My disappointment, for lack of a better word, stemmed from running straight into the arms of zombie cliche, of the instant apocalypse. Ultimately it presented a world where survival was the only goal and the only sin was to fail in that effort. Okay, perhaps overstating it, but you get the picture. I had hoped for more, some carving out of a different psychic space or illumination beyond nasty, mean, brutish and short. Part of this is a choice to start things at perhaps the moment that things really fall apart (when for me, it's the time before then that's where the money melon is to be found: how things stress-fracture and unravel before snapping straight to LORD OF THE FLIES.) It's not my business to tell Mr. Hyams what to do. (The only person that can possibly apply to is myself). He had his story to play out his way.

Once I got over myself and understood that, practicing radical submission to the work, I could appreciate *how* Hyams was pulling off what he was. Minimal (but never feeling cheap or artificial) sets, a handful of props to spell out the unfolding disintegration, contrasts of suburban and brutal, consistent and muted colors with punches (particularly in the underground club/heist sequence), messy and chaotic fight sequences (as opposed to the touches of MMA/balletic choreography of UNIVERSAL SOLDIER), all these felt like the stuff that I really liked in UNIVERSAL SOLDIER (which I won't shorten down to US because well, you know). The zombies are fast and bestial, which leaves very little opportunity for (misplaced or not) empathy that TWD mines and has been a hallmark of Romero since '68.) Again, not my first choice, but is right for Hyams' kinetic sense.

The characters, as mentioned before, are sketched out cleanly, but briefly. The writing is pretty lean, as lean as I've seen on a television much less Netflix gig in a long time. This is not a slam, by the way. Less is more. I try to stick to that in my own fiction/scripting. Leave some space for the viewer to put themselves in or fill it out. That's great. Let's have more. But it is a risky move, particularly in the era of prestige streaming where episodes run long more often than not. BLACK SUMMER sidesteps this completly by simply giving you what you need as a viewer. Do a little work. It's not hard. I'm sure that this feels under-written to lots of folks, but not me.

Hyams and crew also broke out of the whole 40-60 minute episode framework as well, which made things feel a lot more immediate, and dare I say it, "fresh." By going brief (think of it like a wedge: first episodes more traditional 40-ish, tapering down to 20 or so for the last half of the series) BLACK SUMMER doesn't bog down in soap opera subplots or the psychodrama that drives TWD. Yeah, the comparison is unwelcome, but we're also pretty limited in apples to apples options, so bear with me. All of this functions to serve the shifting ground that we're stuck on as viewers, particularly at the start. And the show chooses to have some fun with the structure at the opening, setting up multiple threads and characters, some abandoned until the very end, some short and cut off quickly.

A lot of what goes on is driven by what we don't know.
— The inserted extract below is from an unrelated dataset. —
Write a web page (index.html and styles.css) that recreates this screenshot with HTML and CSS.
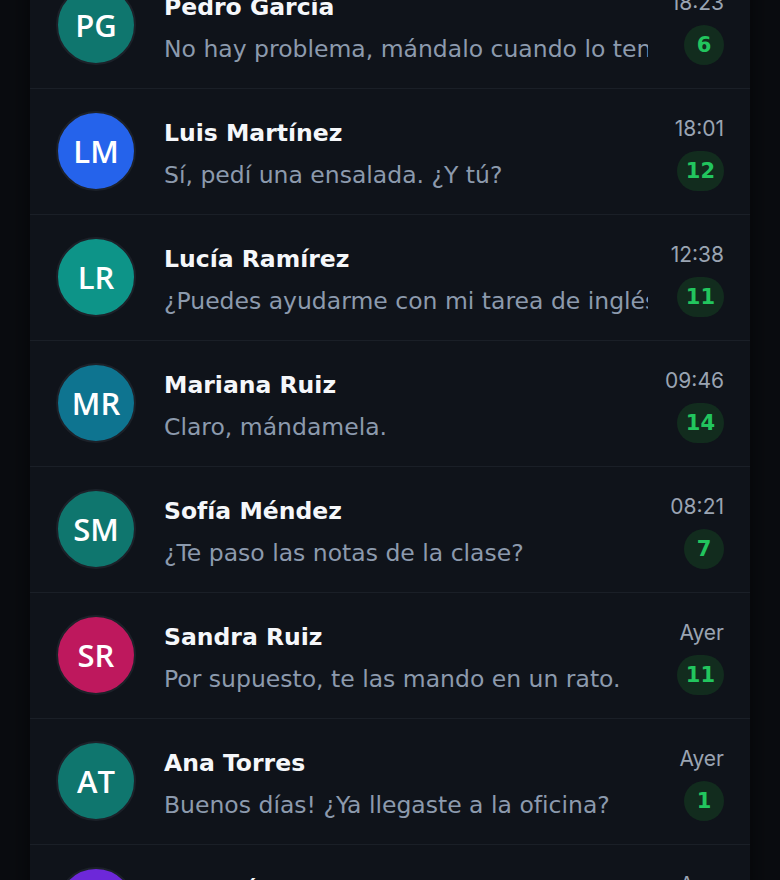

Which is a difficult tightrope act for zombie stuff to walk. There's a lot of close reading as to how the oubreaks start, what the transfer mechanism is, how the zombies are and how to fight them. Which is straight thrown out the window. They're there and they're in your face, running you down. Even one zombie is a threat, enough to send characters running. Two is enough to pin five people down in a location indefinitely. Immortality has its advantages. But there's no dissection of zombie physiology or trying to tease out clues as to how to defeat them. Just surviving is all that can be managed.

A quick return to some of the lighting/cinematography. A common complaint of mine is that folks often don't know how to set up and record digital images. Really grinds my gears when I click on an indie thing and it's all "well, we just set up outside and didn't light this and it shows." BLACK SUMMER does not do this at all. It's got a consistent look and feel, particularly on the interiors, which feel like they're naturally-lit (but I know they took some time to do setups and it shows) but never distracting or artificially so. The lighting is motivated. Now, this is less so in the exteriors, but they feel like this is a deliberate choice and not because the cinematographers just let stuff rip. The reality of the show feels lived-in and inhabited, not just thrown-together, and the lighting is a critical part of that.
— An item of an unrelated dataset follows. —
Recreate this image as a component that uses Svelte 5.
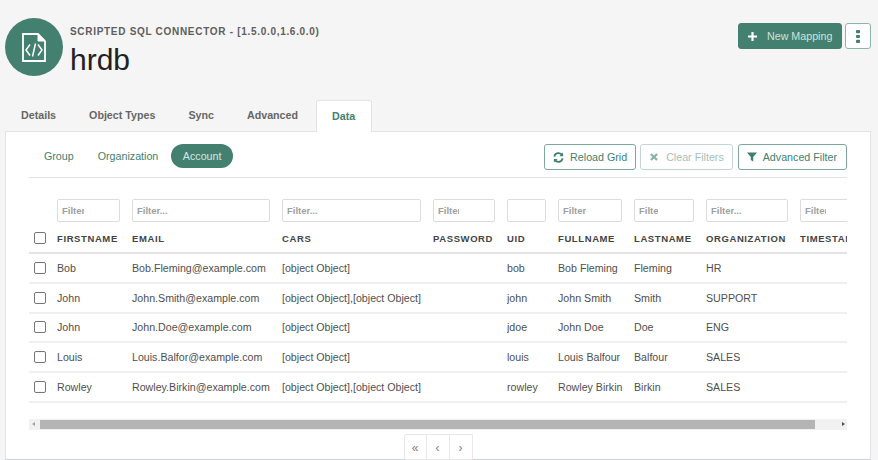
<script>
	const columns = [
		{ key: 'firstname', label: 'FIRSTNAME', width: 75, input: 63 },
		{ key: 'email', label: 'EMAIL', width: 150, input: 138 },
		{ key: 'cars', label: 'CARS', width: 151, input: 139 },
		{ key: 'password', label: 'PASSWORD', width: 74, input: 62 },
		{ key: 'uid', label: 'UID', width: 51, input: 39 },
		{ key: 'fullname', label: 'FULLNAME', width: 76, input: 64 },
		{ key: 'lastname', label: 'LASTNAME', width: 72, input: 60 },
		{ key: 'organization', label: 'ORGANIZATION', width: 94, input: 82 },
		{ key: 'timestamp', label: 'TIMESTAMP', width: 80, input: 62 }
	];

	const one = '[object Object]';
	const two = '[object Object],[object Object]';

	const rows = [
		{ firstname: 'Bob', email: 'Bob.Fleming@example.com', cars: one, uid: 'bob', fullname: 'Bob Fleming', lastname: 'Fleming', organization: 'HR' },
		{ firstname: 'John', email: 'John.Smith@example.com', cars: two, uid: 'john', fullname: 'John Smith', lastname: 'Smith', organization: 'SUPPORT' },
		{ firstname: 'John', email: 'John.Doe@example.com', cars: one, uid: 'jdoe', fullname: 'John Doe', lastname: 'Doe', organization: 'ENG' },
		{ firstname: 'Louis', email: 'Louis.Balfor@example.com', cars: one, uid: 'louis', fullname: 'Louis Balfour', lastname: 'Balfour', organization: 'SALES' },
		{ firstname: 'Rowley', email: 'Rowley.Birkin@example.com', cars: two, uid: 'rowley', fullname: 'Rowley Birkin', lastname: 'Birkin', organization: 'SALES' }
	];

	const tabs = ['Details', 'Object Types', 'Sync', 'Advanced', 'Data'];
	const objectTypes = ['Group', 'Organization', 'Account'];
</script>

<main>
	<header class="head">
		<div class="avatar">
			<svg width="24" height="29" viewBox="0 0 24 29" fill="none" stroke="#fff" stroke-width="1.8">
				<path d="M1 1h15l7 7v20H1z" />
				<path d="M16 1v7h7z" fill="#fff" stroke-width="1" />
				<path d="M8 11.5l-4 5.5 4 5.5M16 11.5l4 5.5-4 5.5M13.5 10.5l-3 13" stroke-width="1.5" />
			</svg>
		</div>
		<div class="titles">
			<div class="kicker">SCRIPTED SQL CONNECTOR - [1.5.0.0,1.6.0.0)</div>
			<h1>hrdb</h1>
		</div>
		<div class="actions">
			<button class="primary">
				<svg width="9" height="9" viewBox="0 0 10 10"><path d="M3.8 0h2.4v3.8H10v2.4H6.2V10H3.8V6.2H0V3.8h3.8z" fill="#fff" /></svg>
				<span>New Mapping</span>
			</button>
			<button class="kebab" aria-label="More">
				<svg width="4" height="13" viewBox="0 0 4 13" fill="#3f7f72"><rect y="0" width="4" height="3.2" rx="1" /><rect y="4.9" width="4" height="3.2" rx="1" /><rect y="9.8" width="4" height="3.2" rx="1" /></svg>
			</button>
		</div>
	</header>

	<nav class="tabs">
		{#each tabs as tab}
			<div class="tab" class:active={tab === 'Data'}>{tab}</div>
		{/each}
	</nav>

	<section class="card">
		<div class="toolbar">
			<div class="pills">
				{#each objectTypes as type}
					<div class="pill" class:on={type === 'Account'}>{type}</div>
				{/each}
			</div>
			<div class="tools">
				<button class="outline">
					<svg width="11" height="11" viewBox="0 0 12 12" fill="none" stroke="#3f7f72" stroke-width="2">
						<path d="M1.5 5A4.6 4.6 0 0 1 10 3.5M10.5 7A4.6 4.6 0 0 1 2 8.5" />
						<path d="M11 .5v4H7zM1 11.5v-4h4z" fill="#3f7f72" stroke="none" />
					</svg>
					<span>Reload Grid</span>
				</button>
				<button class="outline disabled">
					<svg width="8" height="8" viewBox="0 0 9 9" stroke="#3f7f72" stroke-width="2.4"><path d="M1 1l7 7M8 1L1 8" /></svg>
					<span>Clear Filters</span>
				</button>
				<button class="outline">
					<svg width="10" height="10" viewBox="0 0 10 10"><path d="M0 .5h10L6.2 5v4.5L3.8 8V5z" fill="#3f7f72" /></svg>
					<span>Advanced Filter</span>
				</button>
			</div>
		</div>

		<div class="grid-wrap">
			<table>
				<colgroup>
					<col style="width: 28px" />
					{#each columns as col}
						<col style="width: {col.width}px" />
					{/each}
				</colgroup>
				<thead>
					<tr class="filters">
						<th></th>
						{#each columns as col}
							<th><input class:narrow={col.key === 'uid'} style="width: {col.input}px" placeholder="Filter..." /></th>
						{/each}
					</tr>
					<tr class="labels">
						<th><span class="check"></span></th>
						{#each columns as col}
							<th>{col.label}</th>
						{/each}
					</tr>
				</thead>
				<tbody>
					{#each rows as row}
						<tr>
							<td><span class="check"></span></td>
							{#each columns as col}
								<td>{row[col.key] ?? ''}</td>
							{/each}
						</tr>
					{/each}
				</tbody>
			</table>
		</div>

		<div class="scrollbar">
			<span class="arrow left"></span>
			<div class="thumb"></div>
			<span class="arrow right"></span>
		</div>

		<div class="pager">
			<div class="page">«</div>
			<div class="page">‹</div>
			<div class="page">›</div>
		</div>
	</section>
</main>

<style>
	:global(body) {
		background: #f5f5f5;
		font-family: "Liberation Sans", Arial, sans-serif;
		color: #4f4f4f;
	}

	main {
		height: 460px;
		overflow: hidden;
		box-sizing: border-box;
		padding: 0 7px 0 5px;
	}

	.head {
		display: flex;
		align-items: flex-start;
		height: 100px;
		padding-top: 18px;
		box-sizing: border-box;
	}

	.avatar {
		width: 58px;
		height: 58px;
		border-radius: 50%;
		background: #43806f;
		display: flex;
		align-items: center;
		justify-content: center;
		flex: none;
	}

	.titles {
		margin-left: 7px;
		margin-top: 8px;
	}

	.kicker {
		font-size: 10px;
		font-weight: 700;
		letter-spacing: 0.7px;
		color: #5e5e5e;
		line-height: 12px;
	}

	h1 {
		margin: 5px 0 0;
		font-size: 30px;
		font-weight: 400;
		line-height: 34px;
		color: #212121;
	}

	.actions {
		margin-left: auto;
		margin-top: 5px;
		display: flex;
		gap: 3px;
	}

	button {
		font-family: inherit;
		font-size: 10.7px;
		box-sizing: border-box;
		cursor: pointer;
	}

	.primary {
		width: 104px;
		height: 26px;
		background: #43806f;
		border: 1px solid #43806f;
		border-radius: 3px;
		color: #cfe3dd;
		display: flex;
		align-items: center;
		padding: 0 0 0 9px;
		gap: 10px;
	}

	.kebab {
		width: 26px;
		height: 26px;
		background: #fff;
		border: 1px solid #8fb4aa;
		border-radius: 3px;
		padding: 0;
		display: flex;
		align-items: center;
		justify-content: center;
	}

	.tabs {
		display: flex;
		height: 31px;
	}

	.tab {
		padding: 0 16.5px;
		font-size: 10.7px;
		font-weight: 700;
		color: #666;
		line-height: 31px;
		height: 31px;
		box-sizing: border-box;
	}

	.tab:first-child {
		padding-left: 16px;
	}

	.tab.active {
		background: #fff;
		color: #43806f;
		border: 1px solid #e3e3e3;
		border-bottom: none;
		border-radius: 2px 2px 0 0;
		height: 32px;
		line-height: 30px;
		padding: 0 15.5px;
		margin-left: 1px;
		position: relative;
		z-index: 1;
	}

	.card {
		background: #fff;
		border: 1px solid #e3e3e3;
		border-bottom-color: #c9d3d8;
		height: 329px;
		box-sizing: border-box;
		padding: 0 23px;
		position: relative;
	}

	.toolbar {
		display: flex;
		justify-content: space-between;
		align-items: flex-start;
		height: 46px;
		padding-top: 12px;
		border-bottom: 1px solid #e3e3e3;
		box-sizing: border-box;
	}

	.pills {
		display: flex;
		margin-left: 3px;
	}

	.pill {
		font-size: 10.7px;
		line-height: 24px;
		height: 24px;
		padding: 0 12px;
		border-radius: 12px;
		color: #43806f;
	}

	.pill.on {
		background: #43806f;
		color: #d5e6e1;
		margin-left: 1px;
		padding: 0 11.5px;
	}

	.tools {
		display: flex;
		gap: 4px;
	}

	.outline {
		height: 26px;
		background: #fff;
		border: 1px solid #7fa89d;
		border-radius: 3px;
		color: #43806f;
		display: flex;
		align-items: center;
		gap: 6px;
		padding: 0 8px;
	}

	.outline:last-child {
		margin-left: 1px;
		padding-right: 9px;
	}

	.outline.disabled {
		border-color: #c3d6d1;
		color: #a3c2ba;
		padding-left: 9px;
		gap: 8px;
	}

	.outline.disabled svg {
		opacity: 0.6;
	}

	.grid-wrap {
		overflow: hidden;
		width: 818px;
	}

	table {
		border-collapse: collapse;
		table-layout: fixed;
		width: 851px;
	}

	th, td {
		text-align: left;
		padding: 0;
		overflow: hidden;
		white-space: nowrap;
	}

	.filters th {
		height: 47px;
		padding-top: 21px;
		box-sizing: border-box;
		vertical-align: top;
	}

	input {
		display: block;
		box-sizing: border-box;
		height: 23px;
		border: 1px solid #dcdcdc;
		border-radius: 2px;
		font-family: inherit;
		font-size: 9.5px;
		padding: 0 35px 0 4px;
		background: #fff;
	}

	input.narrow {
		padding-right: 33px;
	}

	input::placeholder {
		color: #a0a0a0;
		font-weight: 700;
	}

	.labels th {
		height: 28px;
		font-size: 9.5px;
		font-weight: 700;
		letter-spacing: 0.6px;
		color: #444;
		border-bottom: 2px solid #e3e3e3;
		padding-bottom: 1px;
		box-sizing: border-box;
	}

	td {
		height: 29.8px;
		font-size: 10.65px;
		color: #4f4f4f;
		border-bottom: 2px solid #efefef;
		box-sizing: border-box;
	}

	.check {
		display: block;
		width: 10px;
		height: 10px;
		margin-left: 5px;
		border: 1px solid #767676;
		border-radius: 2px;
		background: #fff;
	}

	.scrollbar {
		margin-top: 16px;
		width: 818px;
		height: 11px;
		background: #f1f1f1;
		display: flex;
		align-items: center;
		position: relative;
	}

	.thumb {
		position: absolute;
		left: 11px;
		width: 775px;
		top: 1px;
		bottom: 1px;
		background: #b4b4b4;
	}

	.arrow {
		position: absolute;
		top: 3px;
		border-top: 2.5px solid transparent;
		border-bottom: 2.5px solid transparent;
	}

	.arrow.left {
		left: 3px;
		border-right: 3px solid #a3a3a3;
	}

	.arrow.right {
		right: 2px;
		border-left: 3px solid #505050;
	}

	.pager {
		display: flex;
		justify-content: center;
		margin-top: 4px;
		width: 818px;
	}

	.page {
		width: 23px;
		height: 26px;
		border: 1px solid #e8e8e8;
		border-left-width: 0;
		box-sizing: border-box;
		text-align: center;
		line-height: 26px;
		font-size: 12px;
		color: #7d7d7d;
	}

	.page:first-child {
		border-left-width: 1px;
		border-radius: 2px 0 0 2px;
	}
</style>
Ultimately, BLACK SUMMER isn't as much about zombies as it is about life during wartime on the streets of anytown, USA. It's a precipitous descent from a shaky stability into urban warfare against an enemy that can't be stopped more than momentarily. We move from bunkered suburban families eagerly running to military convoys for assumed safety to streets ruled only by those insane enough to step outside into the black zones and ultimately into a downtown and refuge that is anything but. Distant bombs and gunfire, screeching overflights, an ineffective remnant military, fatigue and shellshock, boredom and hyperactivity, planning and chaotic reactiveness, all these things swirl together in a slow whirlpool that rushes you right through the disintegrating heart of the US.
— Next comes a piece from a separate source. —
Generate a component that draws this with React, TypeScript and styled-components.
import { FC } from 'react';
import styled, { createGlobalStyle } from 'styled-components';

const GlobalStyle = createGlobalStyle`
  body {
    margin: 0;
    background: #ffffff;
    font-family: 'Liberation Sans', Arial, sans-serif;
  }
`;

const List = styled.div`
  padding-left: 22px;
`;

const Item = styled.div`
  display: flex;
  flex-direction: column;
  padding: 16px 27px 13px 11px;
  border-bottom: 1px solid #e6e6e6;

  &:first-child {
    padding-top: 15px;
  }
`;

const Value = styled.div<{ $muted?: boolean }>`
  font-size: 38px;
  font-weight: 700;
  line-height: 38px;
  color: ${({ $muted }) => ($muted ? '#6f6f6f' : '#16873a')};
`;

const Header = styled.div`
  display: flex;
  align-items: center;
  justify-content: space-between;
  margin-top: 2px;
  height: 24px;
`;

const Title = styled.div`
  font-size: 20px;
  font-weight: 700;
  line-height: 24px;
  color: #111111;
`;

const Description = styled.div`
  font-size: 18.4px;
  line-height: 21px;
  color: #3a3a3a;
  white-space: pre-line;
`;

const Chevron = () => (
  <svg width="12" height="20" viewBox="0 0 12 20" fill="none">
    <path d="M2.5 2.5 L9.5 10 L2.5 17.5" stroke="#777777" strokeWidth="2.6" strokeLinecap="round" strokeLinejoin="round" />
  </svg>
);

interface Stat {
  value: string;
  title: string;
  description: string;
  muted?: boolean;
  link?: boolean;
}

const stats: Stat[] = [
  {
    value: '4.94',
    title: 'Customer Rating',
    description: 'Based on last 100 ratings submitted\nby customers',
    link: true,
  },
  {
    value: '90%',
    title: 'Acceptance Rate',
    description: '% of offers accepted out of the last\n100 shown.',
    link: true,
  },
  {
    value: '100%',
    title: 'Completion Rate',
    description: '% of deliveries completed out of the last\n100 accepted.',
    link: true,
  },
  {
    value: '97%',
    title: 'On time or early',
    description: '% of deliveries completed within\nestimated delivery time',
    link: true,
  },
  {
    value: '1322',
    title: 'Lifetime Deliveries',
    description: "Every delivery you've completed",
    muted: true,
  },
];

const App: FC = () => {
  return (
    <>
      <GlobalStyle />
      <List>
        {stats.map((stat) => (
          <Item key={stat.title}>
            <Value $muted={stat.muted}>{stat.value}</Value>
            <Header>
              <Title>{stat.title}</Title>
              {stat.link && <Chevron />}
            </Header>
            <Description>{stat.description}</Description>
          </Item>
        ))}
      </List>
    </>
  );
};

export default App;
As I said before, I'm always looking for a transformative moment in these crises, where something can be born past relentless brutality and calculation. That's what I pursue in my own work. BLACK SUMMER doesn't deliver that, and it's probably unreasonable for me to expect it to. It does, however, break the mold in some interesting structural ways and ends up feeling more like a long episodic film than a bloated season of television. I got over myself and enjoyed it a lot. I can't tell you what you will do with it.

EDIT to add that I should probably work on a completely separate piece about art and submission and criticism/critique (not the same things) and how personal expectation is something best left behind. I only briefly touched on it here. And no, I can't get over myself when it comes to a lot of things, so when I can, I'm glad.